In what would be a notable reversal of its well-known no-first use policy, India could launch a preemptive first strike against Pakistan if it feared that a nuclear attack was imminent, a leading nuclear strategist has said.
India could launch nuclear weapons on Pakistan as... Source: REPRESENTATIONAL IMAGE
India TV News Desk New Delhi March 21, 2017 14:50 IST

In what would be a notable reversal of its well-known no-first use policy, India could launch a preemptive first strike against Pakistan if it feared that a nuclear attack was imminent, a leading nuclear strategist has said.

However, this attack by India will not aim at urban areas and conventional targets, but against Pakistan’s nuclear arsenal to pre-empt a nuclear attack altogether, Hindustan Times cited the strategist as saying in its report. 

“There is increasing evidence that India will not allow Pakistan to go first,” said Vipin Narang, a nuclear strategist from the Massachusetts Institute of Technology, at a conference on nuclear policy hosted by Carnegie, a think tank. 

“India’s opening salvo may not be conventional strikes trying to pick off just Nasr batteries (launch vehicles for Pakistan’s tactical battlefield nuclear warheads) in the theatre, but a full ‘comprehensive counterforce strike’ that attempts to completely disarm Pakistan of its nuclear weapons so that India does not have to engage in iterative tit-for-tat exchanges and expose its own cities to nuclear destruction,” he said. 

Relations between India and Pakistan have been at their lowest following a series of terror attacks on Indian Army installations carried out by militants from across the border. 

Following the terror attack on an Army base in Uri which left 19 Indian soldiers dead, India carried out surgical strikes against terror launch pads in Pakistan-occupied Kashmir killing around 40 terrorists. 

To back his theory, Narang cited recent remarks and policy prescriptions from leading Indian strategists and a book by Shivshankar Menon, who supervised nuclear targeting for India as National Security Adviser (NSA) to Prime Minister Manmohan Singh. 

Narang also quoted Menon saying that “India’s nuclear doctrine has far greater flexibility than it gets credit for”. 

He further quoted a para from Menon’s book “Choices: Inside the Making of Indian Foreign Policy” to support his theory. 

“There is a potential gray area as to when India would use nuclear weapons first against another NWS (nuclear weapon state).

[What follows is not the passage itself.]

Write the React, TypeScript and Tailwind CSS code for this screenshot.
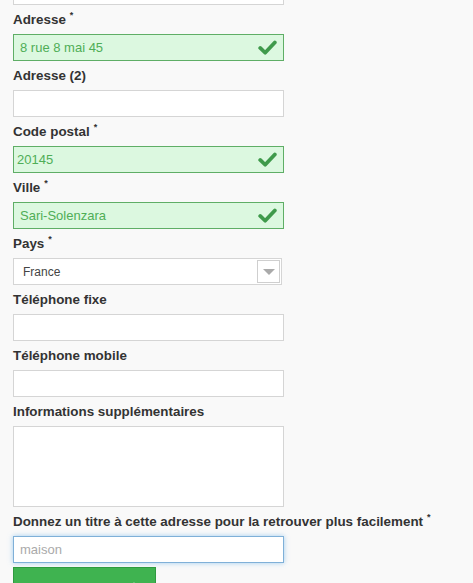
import { ChevronRight } from "lucide-react";

function Label({ text, required }: { text: string; required?: boolean }) {
  return (
    <div className="flex h-[29px] items-center pt-[1px] text-[13.4px] font-bold text-[#333]">
      <span>{text}</span>
      {required ? <span className="ml-[4px] -mt-[8px] text-[9px] font-bold">*</span> : null}
    </div>
  );
}

function Check() {
  return (
    <svg viewBox="0 0 20 16" className="h-[15px] w-[19px]" aria-hidden>
      <path d="M2.2 8.5 L7.5 13.6 L17.8 2.6" fill="none" stroke="#3f9a4b" strokeWidth="4" strokeLinecap="round" strokeLinejoin="round" />
    </svg>
  );
}

function ValidInput({ value, pad = "pl-[6px]" }: { value: string; pad?: string }) {
  return (
    <div className="flex h-[27px] w-[271px] items-center justify-between border border-[#5fae66] bg-[#dcf8e0] pr-[6px]">
      <span className={`${pad} text-[13px] text-[#4fae57]`}>{value}</span>
      <Check />
    </div>
  );
}

function EmptyInput() {
  return <div className="h-[27px] w-[271px] border border-[#d5d5d5] bg-white" />;
}

export default function App() {
  return (
    <div className="h-[583px] overflow-hidden bg-[#f9f9f9] pl-[13px] font-['Liberation_Sans',Arial,sans-serif]">
      <div className="-mt-[22px]">
        <EmptyInput />
      </div>

      <Label text="Adresse" required />
      <ValidInput value="8 rue 8 mai 45" />

      <Label text="Adresse (2)" />
      <EmptyInput />

      <Label text="Code postal" required />
      <ValidInput value="20145" pad="pl-[3px]" />

      <Label text="Ville" required />
      <ValidInput value="Sari-Solenzara" />

      <Label text="Pays" required />
      <div className="flex h-[27px] w-[269px] items-center justify-between border border-[#d5d5d5] bg-white pr-[1px]">
        <span className="pl-[9px] text-[12px] text-[#444]">France</span>
        <div className="flex h-[23px] w-[23px] items-center justify-center border border-[#cfcfcf] bg-white">
          <div className="h-0 w-0 border-x-[6px] border-t-[6px] border-x-transparent border-t-[#aaa]" />
        </div>
      </div>

      <Label text="Téléphone fixe" />
      <EmptyInput />

      <Label text="Téléphone mobile" />
      <EmptyInput />

      <Label text="Informations supplémentaires" />
      <div className="h-[81px] w-[271px] border border-[#d5d5d5] bg-white" />

      <Label text="Donnez un titre à cette adresse pour la retrouver plus facilement" required />
      <div className="flex h-[27px] w-[271px] items-center border border-[#7fb0d8] bg-white shadow-[0_0_5px_rgba(102,175,233,0.6)]">
        <span className="pl-[6px] text-[13px] text-[#aaa]">maison</span>
      </div>

      <div className="mt-[4px] flex h-[40px] w-[143px] items-start justify-end border border-[#2f9a40] bg-[#3fb350] pr-[12px] pt-[9px]">
        <ChevronRight className="h-[18px] w-[18px] -rotate-90 text-white" strokeWidth={3} />
      </div>
    </div>
  );
}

Circumstances are conceivable in which India might find it useful to strike first, for instance, against an NWS that had declared it would certainly use its weapons, and if India were certain that adversary’s launch was imminent,” read the para. 

In 2003, India had declared its no-first use strike policy, undertaking not to start a nuclear was with Pakistan and its all-weather ally China, countries that have already fought wars with India. 

But it set aside some exceptions, gray areas, such as reserving the right to strike first if it came under biological or chemical attack.